Darum sollen nun Werbekampagnen und Deutschkurse auf der ganzen Welt darauf aufmerksam machen, dass es in Deutschland viel Arbeit gibt. Dafür eingespannt werden auch Botschaften und Konsulate. Gesundheitsminister Jens Spahn (CDU) fuhr nach Mexiko und in das Kosovo, um für die Chancen in der Pflegebranche zu werben. Die Arbeitsagentur hat eine Beratungsstelle eingerichtet, deren Mitarbeiter am Telefon oder per Mail die Anfrage der Interessenten beantworten.

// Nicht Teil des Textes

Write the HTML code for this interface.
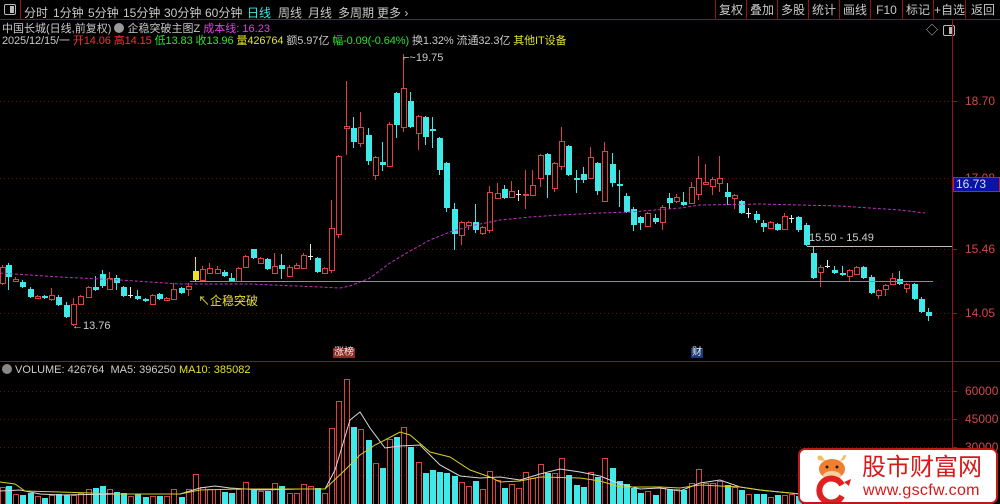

Die Hochschulen können den Bedarf nicht decken
Die Wirtschaft ist dennoch nicht zufrieden. „Hier liegt noch einiges im Argen“, kritisiert Arbeitgeberchef Kramer. Er beklagt, dass sich die beteiligten Behörden nicht richtig miteinander austauschten und es nicht genügend Personal in Visa-Stellen und Ausländerämtern gebe. „Warum sollte eine Fachkraft mehrere Monate oder teilweise bis zu einem Jahr auf einen Termin bei einer deutschen Botschaft warten, wenn sie auch nach Holland oder in die Schweiz gehen kann? Das darf uns nicht passieren“, betont Kramer.
Nach Berechnungen des Instituts für Arbeitsmarkt- und Berufsforschung (IAB) und der Bertelsmann Stiftung braucht Deutschland in den kommenden 40 Jahren jährlich netto 260.000 Einwanderer, um den Personalbedarf zu decken. Schwaben ist besonders betroffen. Laut einer aktuellen Umfrage der IHK Schwaben haben mehr als die Hälfte der Betriebe hier offene Stellen, die sie seit längerer Zeit nicht besetzen können. Umso gravierender ist es, dass die Hochschulen an Kapazitätsengpässen leiden. „Wer jetzt nach Berlin geht, weil er hier keinen Studienplatz kriegt, der kommt in fünf Jahren nicht wieder“, sagt Meinzer.